> AIM OF THE TASK
Return each line of the records holding the string "screenshot".

####

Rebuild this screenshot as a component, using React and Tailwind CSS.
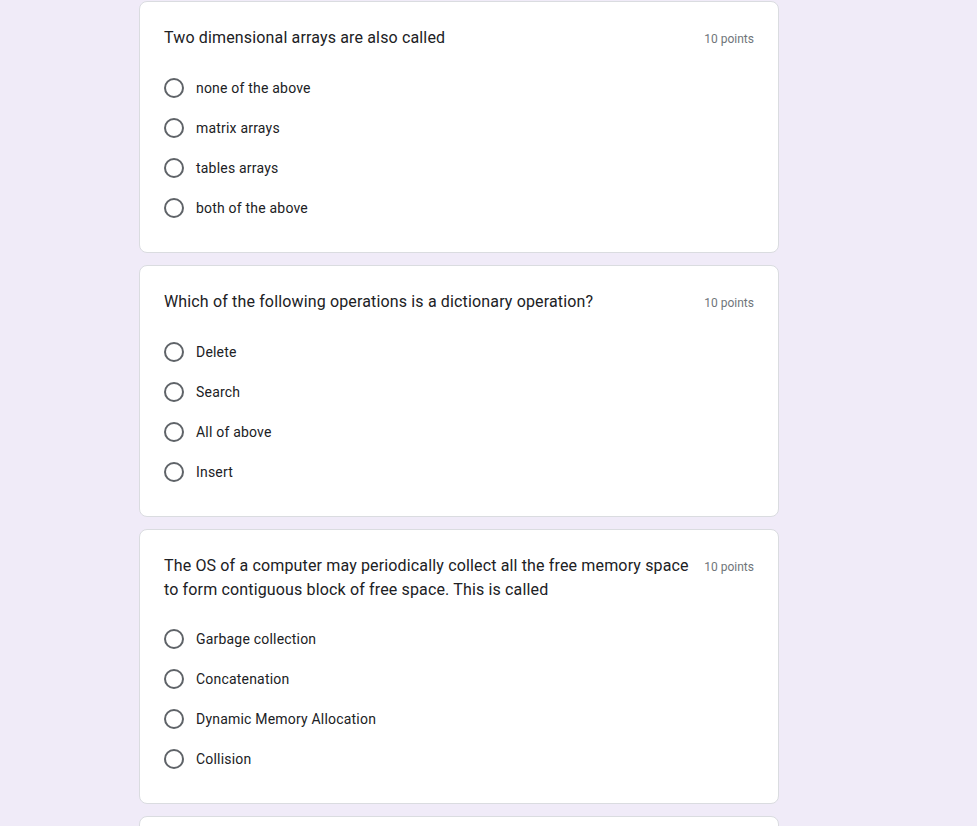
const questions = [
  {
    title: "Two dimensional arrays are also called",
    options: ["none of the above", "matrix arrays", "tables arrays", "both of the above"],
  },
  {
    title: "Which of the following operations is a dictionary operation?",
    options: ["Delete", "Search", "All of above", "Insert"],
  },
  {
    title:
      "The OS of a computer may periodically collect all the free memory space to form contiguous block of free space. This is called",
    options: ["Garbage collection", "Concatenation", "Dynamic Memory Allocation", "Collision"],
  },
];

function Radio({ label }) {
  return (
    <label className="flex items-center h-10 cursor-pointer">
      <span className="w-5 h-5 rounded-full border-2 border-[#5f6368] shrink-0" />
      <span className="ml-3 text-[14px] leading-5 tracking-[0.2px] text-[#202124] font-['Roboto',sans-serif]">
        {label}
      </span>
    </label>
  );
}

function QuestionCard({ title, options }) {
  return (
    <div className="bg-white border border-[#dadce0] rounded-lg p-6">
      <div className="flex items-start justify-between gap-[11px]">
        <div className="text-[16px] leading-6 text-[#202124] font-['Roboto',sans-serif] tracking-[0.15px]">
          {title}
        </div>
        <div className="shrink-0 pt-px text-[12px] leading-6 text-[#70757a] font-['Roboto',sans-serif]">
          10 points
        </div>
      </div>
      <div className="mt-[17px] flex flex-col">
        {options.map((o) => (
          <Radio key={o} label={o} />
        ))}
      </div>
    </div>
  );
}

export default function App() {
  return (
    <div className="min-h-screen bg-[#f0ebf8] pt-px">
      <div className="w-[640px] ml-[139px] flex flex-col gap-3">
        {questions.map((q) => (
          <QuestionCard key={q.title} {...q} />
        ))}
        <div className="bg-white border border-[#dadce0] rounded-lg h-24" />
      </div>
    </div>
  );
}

####

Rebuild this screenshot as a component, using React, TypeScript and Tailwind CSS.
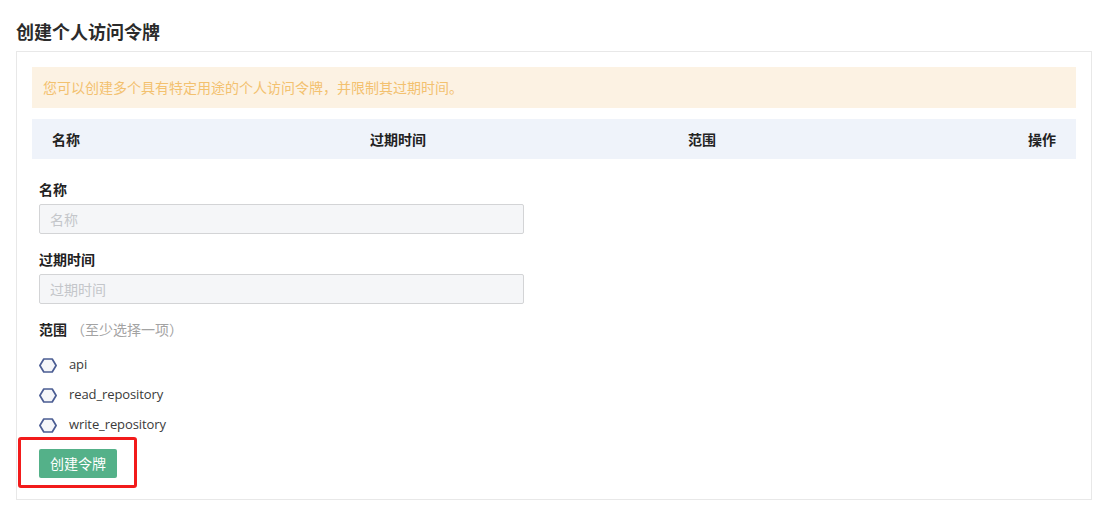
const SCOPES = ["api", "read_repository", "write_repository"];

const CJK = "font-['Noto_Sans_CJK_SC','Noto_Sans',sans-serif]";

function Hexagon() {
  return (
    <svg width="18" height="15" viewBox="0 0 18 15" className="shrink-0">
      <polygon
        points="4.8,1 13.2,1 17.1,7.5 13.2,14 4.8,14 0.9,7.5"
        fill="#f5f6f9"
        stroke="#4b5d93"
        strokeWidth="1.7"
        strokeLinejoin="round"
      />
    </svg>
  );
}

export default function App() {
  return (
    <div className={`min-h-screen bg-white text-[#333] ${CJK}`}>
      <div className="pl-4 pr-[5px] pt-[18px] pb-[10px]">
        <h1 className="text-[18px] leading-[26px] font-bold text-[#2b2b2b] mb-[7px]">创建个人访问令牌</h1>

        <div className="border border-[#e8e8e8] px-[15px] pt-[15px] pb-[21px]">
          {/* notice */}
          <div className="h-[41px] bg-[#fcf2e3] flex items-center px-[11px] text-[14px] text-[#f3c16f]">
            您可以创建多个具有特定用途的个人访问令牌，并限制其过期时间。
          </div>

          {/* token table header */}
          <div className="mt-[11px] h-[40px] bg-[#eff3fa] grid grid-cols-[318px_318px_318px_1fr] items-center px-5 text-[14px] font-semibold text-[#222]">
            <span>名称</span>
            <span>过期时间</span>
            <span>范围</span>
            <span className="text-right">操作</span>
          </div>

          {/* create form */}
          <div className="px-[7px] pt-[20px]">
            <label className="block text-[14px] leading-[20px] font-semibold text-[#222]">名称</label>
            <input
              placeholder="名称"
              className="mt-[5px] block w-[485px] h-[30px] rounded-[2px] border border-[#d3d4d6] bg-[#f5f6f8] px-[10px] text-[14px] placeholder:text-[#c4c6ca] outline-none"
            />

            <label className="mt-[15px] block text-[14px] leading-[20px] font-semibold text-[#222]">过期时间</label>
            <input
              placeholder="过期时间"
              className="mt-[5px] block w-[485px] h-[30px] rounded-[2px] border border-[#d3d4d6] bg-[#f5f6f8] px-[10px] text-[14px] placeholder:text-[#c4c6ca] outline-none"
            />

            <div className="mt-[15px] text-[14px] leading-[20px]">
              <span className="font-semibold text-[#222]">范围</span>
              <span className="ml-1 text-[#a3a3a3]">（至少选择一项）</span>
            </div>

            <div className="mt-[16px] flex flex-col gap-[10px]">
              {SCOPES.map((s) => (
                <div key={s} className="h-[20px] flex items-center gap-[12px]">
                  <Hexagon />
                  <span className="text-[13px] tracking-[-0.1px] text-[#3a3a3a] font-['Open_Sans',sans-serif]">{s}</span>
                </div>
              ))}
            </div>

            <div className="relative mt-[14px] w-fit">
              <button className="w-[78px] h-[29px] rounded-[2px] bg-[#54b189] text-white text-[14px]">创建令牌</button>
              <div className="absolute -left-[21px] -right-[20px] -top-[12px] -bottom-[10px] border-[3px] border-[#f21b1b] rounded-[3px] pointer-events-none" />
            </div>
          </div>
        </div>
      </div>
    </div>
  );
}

####

> ANSWER TO THE PROBLEM
Rebuild this screenshot as a component, using React and Tailwind CSS.
Rebuild this screenshot as a component, using React, TypeScript and Tailwind CSS.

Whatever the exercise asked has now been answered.